Baca juga: Presiden Jokowi Serahkan 5.512 Sertifikat Tanah Hasil Penyelesaian Konflik Agraria
Selain itu, penyerahan sertifikat kali ini juga istimewa karena sertifikat-sertifikat tersebut berasal dari tambahan tanah baru dari pemerintah untuk masyarakat Indonesia.
"Ini adalah tanah yang fresh betul, yang berasal dari tanah negara hasil penyelesaian konflik tanah terlantar dan pelepasan kawasan hutan," ungkap Presiden.
"Ini merupakan hasil perjuangan kita bersama, perjuangan Bapak Ibu sekalian yang juga melibatkan kelompok-kelompok organisasi masyarakat sipil dan tentu saja juga dari pemerintah," imbuhnya.
Tidak hanya sertifikat, pemerintah melalui kementerian dan lembaga terkait juga akan menyalurkan bantuan bagi para penerima manfaat reforma agraria untuk meningkatkan produktivitasnya. Bantuan tersebut antara lain berupa modal, bibit, pupuk, hingga pelatihan.
"Sekali lagi agar tanah yang ada lebih produktif memberikan hasil untuk membantu kehidupan Bapak Ibu sekalian," ucap Presiden.
Presiden pun tidak lupa berpesan kepada para penerima manfaat reforma agraria untuk menjaga sertifikat tersebut dengan baik. Presiden tidak ingin sertifikat tersebut rusak, beralih fungsi, atau bahkan beralih kepemilikan.

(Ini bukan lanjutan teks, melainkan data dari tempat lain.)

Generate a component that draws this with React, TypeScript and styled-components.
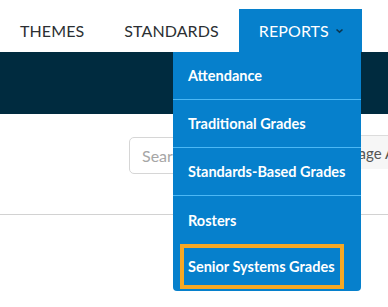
import React from "react";
import styled, { createGlobalStyle } from "styled-components";

const Global = createGlobalStyle`
  html, body { margin: 0; padding: 0; background: #fff; }
  body { font-family: Lato, "Open Sans", sans-serif; overflow: hidden; }
`;

const Page = styled.div`
  width: 388px;
  height: 307px;
  position: relative;
  overflow: hidden;
`;

const NavBar = styled.nav`
  display: flex;
  align-items: flex-end;
  gap: 2px;
  height: 52px;
  padding-left: 0;
  box-sizing: border-box;
`;

const NavItem = styled.div<{ $active?: boolean }>`
  position: relative;
  display: flex;
  align-items: center;
  gap: 6px;
  height: 43px;
  padding: 0 18px 0 20px;
  font-size: 16px;
  letter-spacing: 0.1px;
  text-transform: uppercase;
  color: ${(p) => (p.$active ? "#fff" : "#2b2f33")};
  background: ${(p) => (p.$active ? "#0680cc" : "transparent")};
  box-sizing: border-box;
  flex-shrink: 0;
`;

const Band = styled.div`
  height: 62px;
  background: #002b3f;
`;

const Toolbar = styled.div`
  display: flex;
  align-items: flex-start;
  padding: 21px 0 0 129px;
  height: 101px;
  box-sizing: border-box;
  border-bottom: 1px solid #d2d2d2;
`;

const Search = styled.div`
  flex-shrink: 0;
  width: 190px;
  height: 37px;
  margin-top: 2px;
  border: 1px solid #d6d6d6;
  border-radius: 5px;
  box-sizing: border-box;
  display: flex;
  align-items: center;
  padding-left: 12px;
  font-size: 16px;
  color: #a6a6a6;
`;

const Button = styled.div`
  flex-shrink: 0;
  height: 34px;
  margin-left: -2px;
  padding: 0 12px;
  border-top: 1px solid #dcdcdc;
  background: #f6f6f6;
  display: flex;
  align-items: center;
  font-size: 15px;
  color: #555;
  white-space: nowrap;
  box-sizing: border-box;
`;

const Menu = styled.div`
  position: absolute;
  left: 173px;
  top: 52px;
  width: 188px;
  background: #0680cc;
  border-radius: 0 0 4px 4px;
  display: flex;
  flex-direction: column;
  padding-bottom: 2px;
`;

const MenuItem = styled.div<{ $highlight?: boolean; $last?: boolean }>`
  height: ${(p) => (p.$highlight ? "45px" : "48px")};
  display: flex;
  align-items: center;
  font-size: 14.5px;
  font-weight: 700;
  color: #fff;
  white-space: nowrap;
  box-sizing: border-box;
  border-bottom: ${(p) => (p.$last ? "none" : "1px solid #4cb8f5")};
  padding-left: ${(p) => (p.$highlight ? "4px" : "15px")};
  margin: ${(p) => (p.$highlight ? "0 17px 0 7px" : "0")};
  ${(p) => (p.$highlight ? "border: 4px solid #f7a823;" : "")}
`;

const Chevron = () => (
  <svg width="9" height="6" viewBox="0 0 9 6">
    <path d="M1.5 1.5 L4.5 4.2 L7.5 1.5" stroke="#0b3650" strokeWidth="1.6" fill="none" />
  </svg>
);

export default function App() {
  return (
    <Page>
      <Global />
      <NavBar>
        <NavItem>Themes</NavItem>
        <NavItem>Standards</NavItem>
        <NavItem $active>
          Reports <Chevron />
        </NavItem>
      </NavBar>
      <Band />
      <Toolbar>
        <Search>Search...</Search>
        <Button>Manage Assessments</Button>
      </Toolbar>
      <Menu>
        <MenuItem>Attendance</MenuItem>
        <MenuItem>Traditional Grades</MenuItem>
        <MenuItem>Standards-Based Grades</MenuItem>
        <MenuItem $last>Rosters</MenuItem>
        <MenuItem $highlight $last>Senior Systems Grades</MenuItem>
      </Menu>
    </Page>
  );
}
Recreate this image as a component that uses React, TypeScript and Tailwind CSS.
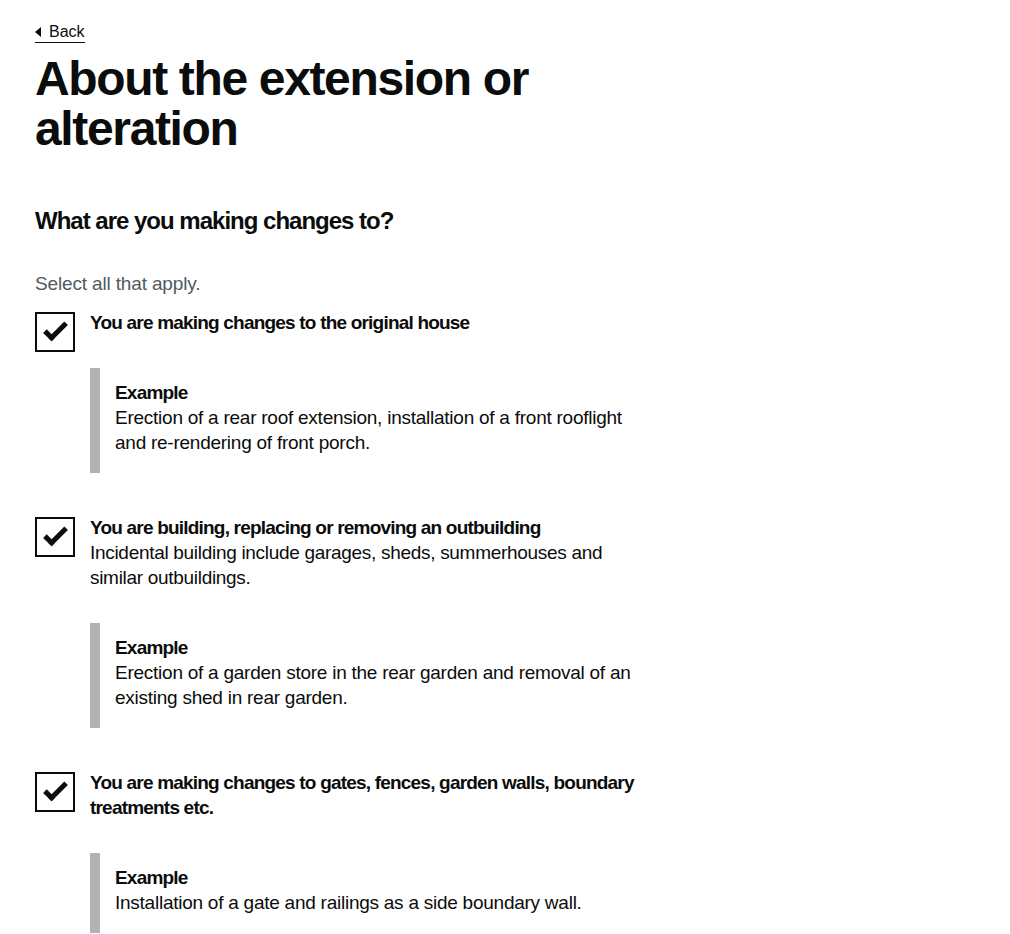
import React from "react";

type Item = {
  label: string;
  hint?: string;
  example: string;
};

const items: Item[] = [
  {
    label: "You are making changes to the original house",
    example:
      "Erection of a rear roof extension, installation of a front rooflight and re-rendering of front porch.",
  },
  {
    label: "You are building, replacing or removing an outbuilding",
    hint: "Incidental building include garages, sheds, summerhouses and similar outbuildings.",
    example:
      "Erection of a garden store in the rear garden and removal of an existing shed in rear garden.",
  },
  {
    label:
      "You are making changes to gates, fences, garden walls, boundary treatments etc.",
    example: "Installation of a gate and railings as a side boundary wall.",
  },
];

const Checkbox = () => (
  <div className="relative mt-[2px] w-[40px] h-[40px] shrink-0 border-2 border-[#0b0c0c] bg-white">
    <span className="absolute top-[9px] left-[7px] w-[23px] h-[12px] border-l-[5px] border-b-[5px] border-[#0b0c0c] -rotate-45" />
  </div>
);

const CheckItem = ({ item, first }: { item: Item; first: boolean }) => (
  <div className={first ? "flex items-start" : "flex items-start mt-[42px]"}>
    <Checkbox />
    <div className="flex-1 pl-[15px]">
      <div className="pr-[15px] text-[19px] leading-[25px] font-bold tracking-[-0.8px]">
        {item.label}
      </div>
      {item.hint && (
        <div className="pr-[15px] text-[19px] leading-[25px] tracking-[-0.3px]">
          {item.hint}
        </div>
      )}

      {/* Example inset */}
      <div className="mt-[33px] border-l-[10px] border-[#b1b4b6] pl-[15px] pr-[15px] pt-[12px] pb-[18px] text-[19px] leading-[25px]">
        <div className="font-bold tracking-[-0.8px]">Example</div>
        <div className="tracking-[-0.25px]">{item.example}</div>
      </div>
    </div>
  </div>
);

export default function App() {
  return (
    <div
      className="min-h-screen bg-white text-[#0b0c0c]"
      style={{ fontFamily: '"Liberation Sans", Arial, sans-serif' }}
    >
      <div className="ml-[35px] w-[627px] pt-[20px]">
        <a
          href="#"
          className="relative inline-block pl-[14px] text-[16px] leading-[20px] border-b border-[#0b0c0c] text-[#0b0c0c]"
        >
          <svg
            className="absolute left-0 top-[5px]"
            width="6"
            height="10"
            viewBox="0 0 6 10"
          >
            <path d="M6 0 L0 5 L6 10 Z" fill="#0b0c0c" />
          </svg>
          Back
        </a>

        <h1 className="mt-[10px] text-[48px] leading-[50px] font-bold tracking-[-1.35px]">
          About the extension or
          <br />
          alteration
        </h1>

        <div className="mt-[52px]">
          <div className="text-[24px] leading-[30px] font-bold tracking-[-1px]">
            What are you making changes to?
          </div>
          <div className="mt-[35px] text-[19px] leading-[25px] text-[#505a5f] tracking-[-0.15px]">
            Select all that apply.
          </div>

          <div className="mt-[14px]">
            {items.map((item, i) => (
              <CheckItem key={i} item={item} first={i === 0} />
            ))}
          </div>
        </div>
      </div>
    </div>
  );
}
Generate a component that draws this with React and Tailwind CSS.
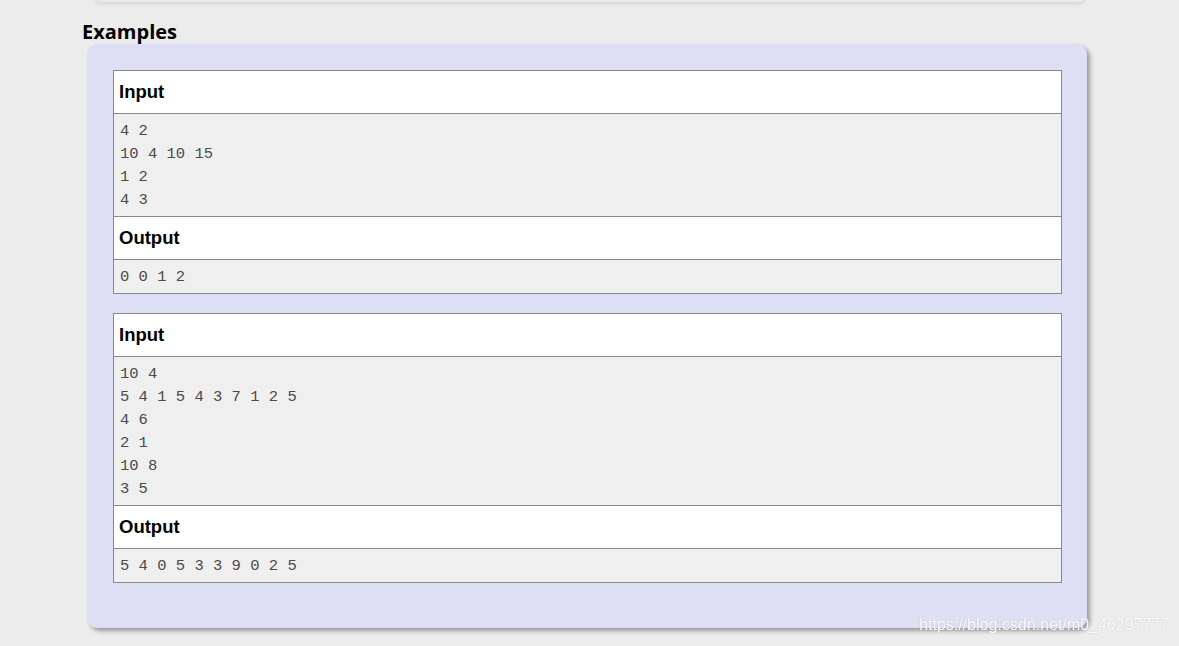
import React from 'react';

const examples = [
  { input: ['4 2', '10 4 10 15', '1 2', '4 3'], output: ['0 0 1 2'] },
  { input: ['10 4', '5 4 1 5 4 3 7 1 2 5', '4 6', '2 1', '10 8', '3 5'], output: ['5 4 0 5 3 3 9 0 2 5'] },
];

function Header({ children }) {
  return (
    <div className="h-[42px] flex items-center px-[5px] bg-white text-black text-[18.5px] font-bold font-['Liberation_Sans',Arial,sans-serif]">
      {children}
    </div>
  );
}

function Body({ lines }) {
  return (
    <div className="bg-[#efefef] px-[6px] pt-[6px] pb-[4px] font-['Liberation_Mono','Courier_New',monospace] text-[15.5px] leading-[23px] text-[#4a4a4a] whitespace-pre">
      {lines.map((l, i) => (
        <div key={i}>{l}</div>
      ))}
    </div>
  );
}

function Example({ input, output }) {
  return (
    <div className="border border-[#888] flex flex-col">
      <Header>Input</Header>
      <div className="border-t border-[#888]" />
      <Body lines={input} />
      <div className="border-t border-[#888]" />
      <Header>Output</Header>
      <div className="border-t border-[#888]" />
      <Body lines={output} />
    </div>
  );
}

export default function App() {
  return (
    <div className="relative w-full h-[646px] bg-[#ececec] overflow-hidden">
      {/* bottom edge of the section above */}
      <div className="absolute left-[95px] top-[-12px] w-[990px] h-[14px] bg-[#ececec] rounded-b-[6px] shadow-[0_2px_4px_rgba(0,0,0,0.1)]" />

      <div className="pl-[82px] pt-[20px]">
        <h2 className="text-[20px] leading-[24px] font-bold text-black font-['Open_Sans','Noto_Sans',sans-serif]">
          Examples
        </h2>
      </div>

      <div className="ml-[87px] w-[1000px] h-[584px] bg-[#dedef4] rounded-[10px] shadow-[3px_3px_4px_rgba(0,0,0,0.35)] pt-[26px] pl-[26px] pr-[25px] flex flex-col gap-[19px]">
        {examples.map((ex, i) => (
          <Example key={i} input={ex.input} output={ex.output} />
        ))}
      </div>

      <div className="absolute right-[10px] bottom-[9px] text-[16px] text-white font-['Liberation_Sans',Arial,sans-serif] [text-shadow:0_0_1px_rgba(0,0,0,0.25)]">
        https://blog.csdn.net/m0_46297777
      </div>
    </div>
  );
}
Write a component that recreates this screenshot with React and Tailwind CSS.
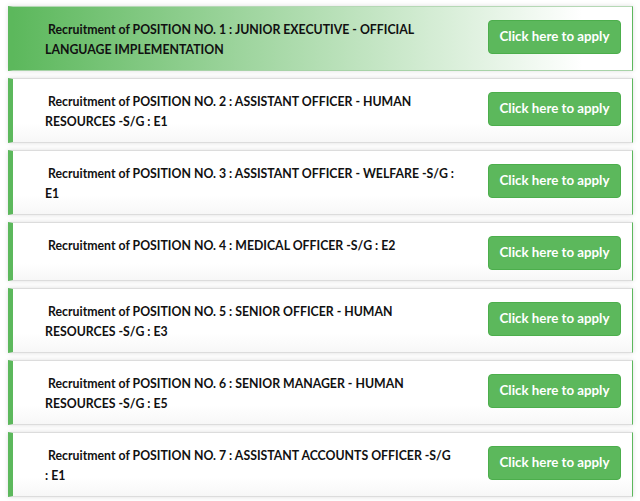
import React from 'react';

// word joiner keeps "-S/G" from breaking after the hyphen
const WJ = '\u2060';

const positions = [
    'Recruitment of POSITION NO. 1 : JUNIOR EXECUTIVE - OFFICIAL LANGUAGE IMPLEMENTATION',
    `Recruitment of POSITION NO. 2 : ASSISTANT OFFICER - HUMAN RESOURCES -${WJ}S/G : E1`,
    `Recruitment of POSITION NO. 3 : ASSISTANT OFFICER - WELFARE -${WJ}S/G : E1`,
    `Recruitment of POSITION NO. 4 : MEDICAL OFFICER -${WJ}S/G : E2`,
    `Recruitment of POSITION NO. 5 : SENIOR OFFICER - HUMAN RESOURCES -${WJ}S/G : E3`,
    `Recruitment of POSITION NO. 6 : SENIOR MANAGER - HUMAN RESOURCES -${WJ}S/G : E5`,
    `Recruitment of POSITION NO. 7 : ASSISTANT ACCOUNTS OFFICER -${WJ}S/G\n: E1`,
];

export default function App() {
    return (
        <div className="bg-white min-h-[501px] pt-[6px] pl-2 pr-[7px] flex flex-col gap-[7px] font-['Lato','Liberation_Sans',sans-serif]">
            {positions.map((title, i) => (
                <PositionCard key={title} title={title} active={i === 0} />
            ))}
        </div>
    );
}

function PositionCard({ title, active }) {
    return (
        <div
            className={
                'flex items-start pt-[13px] pb-[10px] pr-[11px] border border-[#dcdcdc] border-l-[5px] border-l-[#5cb85c] border-r-[#5cb85c] shadow-[0_0_5px_rgba(0,0,0,0.13)] ' +
                (active
                    ? 'bg-[linear-gradient(to_right,#5cb85c,#ffffff_92%)] border-t-[#b5d8b5] border-b-[#a8d3a8]'
                    : 'bg-[linear-gradient(to_bottom,#ffffff_70%,#f7f7f7)]')
            }
        >
            <p className="w-[413px] ml-8 text-[12.3px] leading-5 font-bold text-[#111] whitespace-pre-wrap">
                {' ' + title}
            </p>
            <button className="ml-auto h-[34px] w-[133px] rounded-[4px] bg-[#5cb85c] border border-[#4cae4c] text-white text-[13.3px] font-bold">
                Click here to apply
            </button>
        </div>
    );
}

"Saya minta agar sertifikatnya dijaga baik-baik. Jangan sampai hilang, jangan sampai rusak atau beralih fungsi atau dialihkan kepada orang lain. Harus betul-betul dijaga," ucap Presiden.
Turut hadir mendampingi Presiden dalam acara ini adalah Menteri Agraria dan Tata Ruang/Kepala BPN Sofyan Djalil, Kepala Staf Kepresidenan Moeldoko, dan Ketua Komisi II DPR RI Ahmad Doli Kurnia Tandjung.